Material provided:
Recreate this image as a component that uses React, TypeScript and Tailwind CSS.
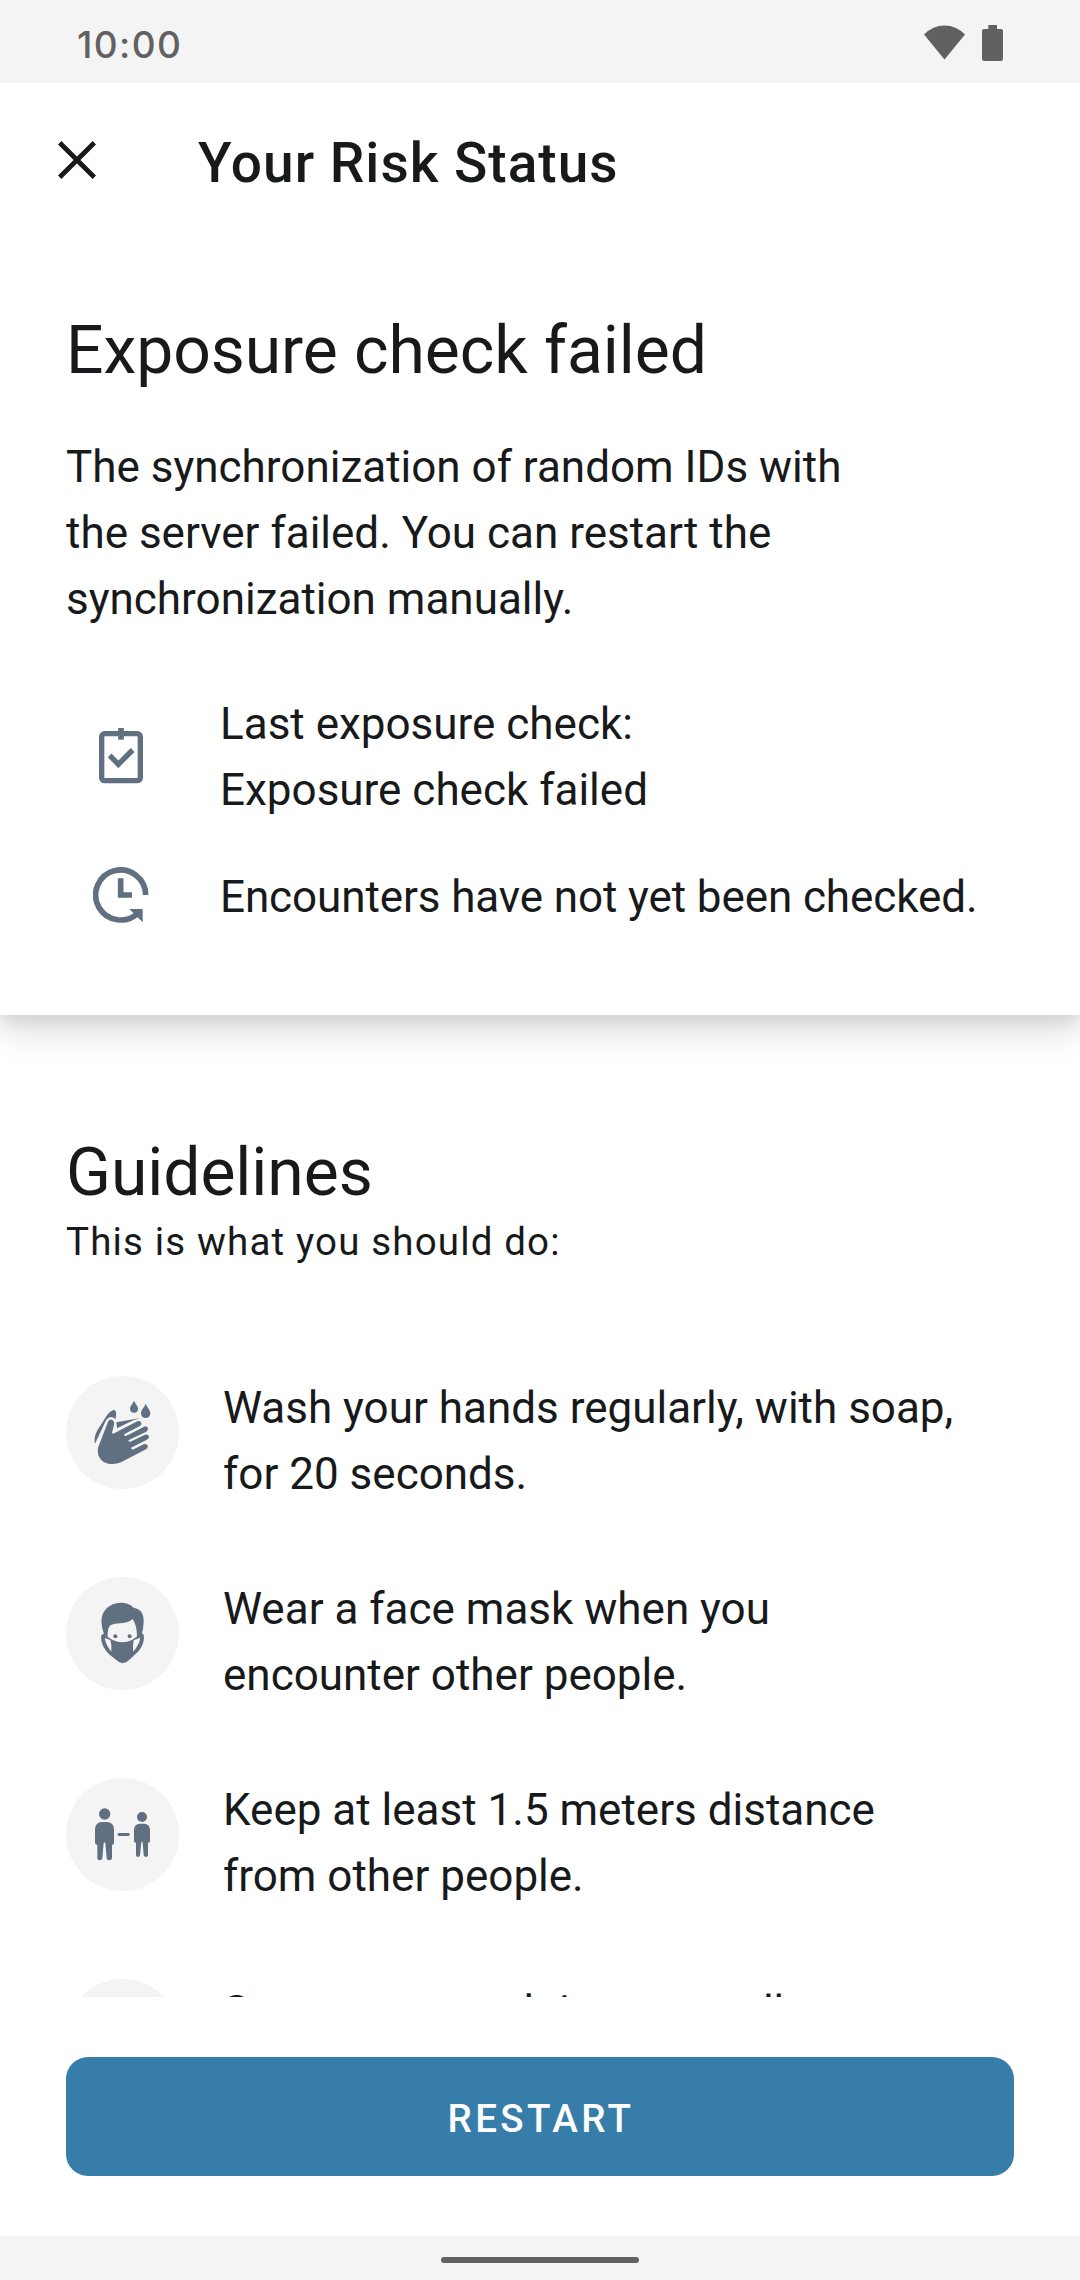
import React from "react";

function ClipboardIcon() {
  return (
    <svg width="44" height="56" viewBox="0 0 132 168" fill="none" stroke="#617080" strokeWidth="16">
      <rect x="8" y="17" width="116" height="141" rx="9" />
      <path d="M66 0V35" strokeWidth="17" />
      <path d="M32 82L58 109L101 66" strokeWidth="16" />
    </svg>
  );
}

function ClockIcon() {
  return (
    <svg width="56" height="56" viewBox="0 0 168 168" fill="none" stroke="#617080">
      <path d="M158 84A75 75 0 1 0 136 137" strokeWidth="17" />
      <path d="M83 34V84H117" strokeWidth="17" />
      <path d="M109 126H149V166L133 150Z" fill="#617080" stroke="none" />
    </svg>
  );
}

function WashIcon() {
  return (
    <svg width="113" height="113" viewBox="48 48 339 339" fill="#617080">
      <path d="M252 122C256 131 264 138 264 146A12 12 0 0 1 240 146C240 138 248 131 252 122Z" />
      <path d="M287 131C291 142 301 150 301 160A14 14 0 0 1 273 160C273 150 283 142 287 131Z" />
      <path d="M135 251C131 236 136 219 148 202L173 163Q181 153 192 149Q200 153 198 164L197 178Q186 168 176 173Q169 177 166 185Z" />
      <path d="M199 187L271 174L250 181L201 205Z" />
      <path d="M174 185Q179 176 187 180Q194 185 192 195L186 218Q187 223 194 219L262 184Q271 181 274 188Q276 194 270 198L222 223Q222 229 228 228L282 200Q291 197 294 204Q295 211 289 215L235 241Q235 246 241 245L285 224Q294 222 297 229Q298 236 291 239L243 263Q244 270 251 268L281 253Q290 250 293 257Q295 264 288 268L213 307Q197 314 174 311Q153 307 145 286Q141 274 145 260Z" />
    </svg>
  );
}

function MaskIcon() {
  return (
    <svg width="113" height="113" viewBox="48 51 339 339" fill="#617080">
      <path d="M163 227Q155 205 154 184C155 150 178 130 212 128Q237 128 251 143C274 147 282 163 281 185Q280 207 275 224L261 232Q261 195 248 177Q236 188 211 190Q192 190 181 196Q172 204 173 230Z" />
      <circle cx="196" cy="229" r="6" />
      <circle cx="239" cy="229" r="6" />
      <path
        fillRule="evenodd"
        d="M155 224Q159 219 165 226L188 240Q217 254 246 240L271 222Q278 217 281 225C285 245 273 269 259 280L238 299Q218 320 199 300L179 284Q154 260 153 233ZM164 234Q167 255 184 275Q186 255 181 240ZM251 241Q248 258 249 275Q267 256 271 233Z"
      />
    </svg>
  );
}

function DistanceIcon() {
  return (
    <svg width="113" height="113" viewBox="48 54 339 339" fill="#617080">
      <circle cx="164" cy="162" r="17" />
      <path d="M135 207Q137 186 156 186H171Q191 187 192 207V249Q192 254 186 255V295Q185 301 178 301Q171 301 170 295L166 249Q164 245 161 249L157 295Q156 301 149 301Q143 301 142 295V255Q136 254 135 249Z" />
      <circle cx="276" cy="171" r="15" />
      <path d="M252 207Q254 192 269 191H283Q298 192 300 207V244Q300 248 294 249V286Q293 291 288 291Q282 291 281 286L278 247Q276 244 274 247L270 286Q269 291 264 291Q259 291 258 286V249Q252 248 252 244Z" />
      <rect x="203" y="219" width="36" height="9" rx="4" />
    </svg>
  );
}

function Guideline({ icon, lines }: { icon?: React.ReactNode; lines: string[] }) {
  return (
    <li className="flex h-[201px] shrink-0 items-start last:h-[202px] last:[&>p]:mt-px">
      <div className="mt-px size-[113px] shrink-0 rounded-full bg-[#f4f4f4]">{icon}</div>
      <p className="ml-[44px] whitespace-nowrap text-[44px] leading-[66px]">
        {lines.map((line) => (
          <span key={line} className="block">{line}</span>
        ))}
      </p>
    </li>
  );
}

export default function App() {
  return (
    <div className="flex h-[2280px] w-[1080px] flex-col overflow-hidden bg-white font-['Roboto',sans-serif] text-[#17191a]">
      <div className="flex h-[83px] shrink-0 items-center justify-between bg-[#f4f4f4] pl-[77px] pr-[77px] text-[#616161]">
        <span className="mt-[5px] font-['Inter',sans-serif] text-[37px] font-medium leading-none tracking-[1.4px]">10:00</span>
        <div className="mt-[3px] flex items-start gap-[17px]">
          <svg width="41" height="36" viewBox="0 0 41 36" fill="currentColor">
            <path d="M0 9.5Q9 0.5 20.5 0.5T41 9.5L20.5 34.5Z" />
          </svg>
          <svg width="21" height="36" viewBox="0 0 21 36" fill="currentColor">
            <path d="M6.300 0H15V4H19Q21 4 21 6V33.500Q21 36 19 36H2Q0 36 0 33.500V6Q0 4 2 4H6.300Z" />
          </svg>
        </div>
      </div>

      <main className="flex min-h-0 flex-1 flex-col overflow-hidden">
        <section className="flex h-[932px] shrink-0 flex-col bg-white shadow-[0_6px_14px_rgba(0,0,0,0.07),0_16px_32px_rgba(0,0,0,0.14)]">
          <header className="flex h-[154px] shrink-0 items-center pl-[58px]">
            <button aria-label="Close">
              <svg width="38" height="38" viewBox="0 0 38 38" stroke="#17191a" strokeWidth="4.800">
                <path d="M1.700 1.700L36.300 36.300M36.300 1.700L1.700 36.300" />
              </svg>
            </button>
            <h1 className="ml-[102px] mt-[5px] text-[55px] font-medium leading-[66px] tracking-[1px]">Your Risk Status</h1>
          </header>
          <div className="px-[66px] pt-[76px]">
            <h2 className="text-[66px] leading-[76px] tracking-[-0.05px]">Exposure check failed</h2>
            <p className="mt-[45px] text-[44px] leading-[66px]">
              The synchronization of random IDs with<br />
              the server failed. You can restart the<br />
              synchronization manually.
            </p>
          </div>
          <div className="mt-[59px] flex flex-col gap-[41px] pl-[66px]">
            <div className="flex items-center">
              <div className="mb-[3px] flex w-[110px] justify-center"><ClipboardIcon /></div>
              <p className="ml-[44px] text-[44px] leading-[66px]">Last exposure check:<br />Exposure check failed</p>
            </div>
            <div className="flex h-[66px] items-center">
              <div className="mb-[5px] flex w-[110px] justify-center"><ClockIcon /></div>
              <p className="ml-[44px] whitespace-nowrap text-[44px] leading-[66px] tracking-[-0.1px]">Encounters have not yet been checked.</p>
            </div>
          </div>
        </section>

        <section className="flex flex-col px-[66px] pt-[120px]">
          <h2 className="text-[66px] leading-[76px] tracking-[-0.05px]">Guidelines</h2>
          <p className="mt-[5px] text-[38.5px] leading-[52px] tracking-[0.03em]">This is what you should do:</p>
          <ul className="mt-[107px] flex flex-col">
            <Guideline icon={<WashIcon />} lines={["Wash your hands regularly, with soap,", "for 20 seconds."]} />
            <Guideline icon={<MaskIcon />} lines={["Wear a face mask when you", "encounter other people."]} />
            <Guideline icon={<DistanceIcon />} lines={["Keep at least 1.5 meters distance", "from other people."]} />
            <Guideline lines={["Sneeze or cough into your elbow", "or into a tissue."]} />
          </ul>
        </section>
      </main>

      <footer className="flex h-[239px] shrink-0 flex-col px-[66px] pt-[60px]">
        <button className="flex h-[119px] items-center justify-center rounded-[22px] bg-[#367daa] pl-[2px] pt-[4px] text-[38.5px] font-medium tracking-[0.0893em] text-white">
          RESTART
        </button>
      </footer>
      <div className="flex h-[44px] shrink-0 justify-center bg-[#f4f4f4] pt-[21px]">
        <div className="h-[6px] w-[198px] rounded-[3px] bg-[#616161]" />
      </div>
    </div>
  );
}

Objective:
Your task is to return the lines above, from the first one up to and including the line containing "import React from", minus any pictures.

Answer:
Recreate this image as a component that uses React, TypeScript and Tailwind CSS.
import React from "react";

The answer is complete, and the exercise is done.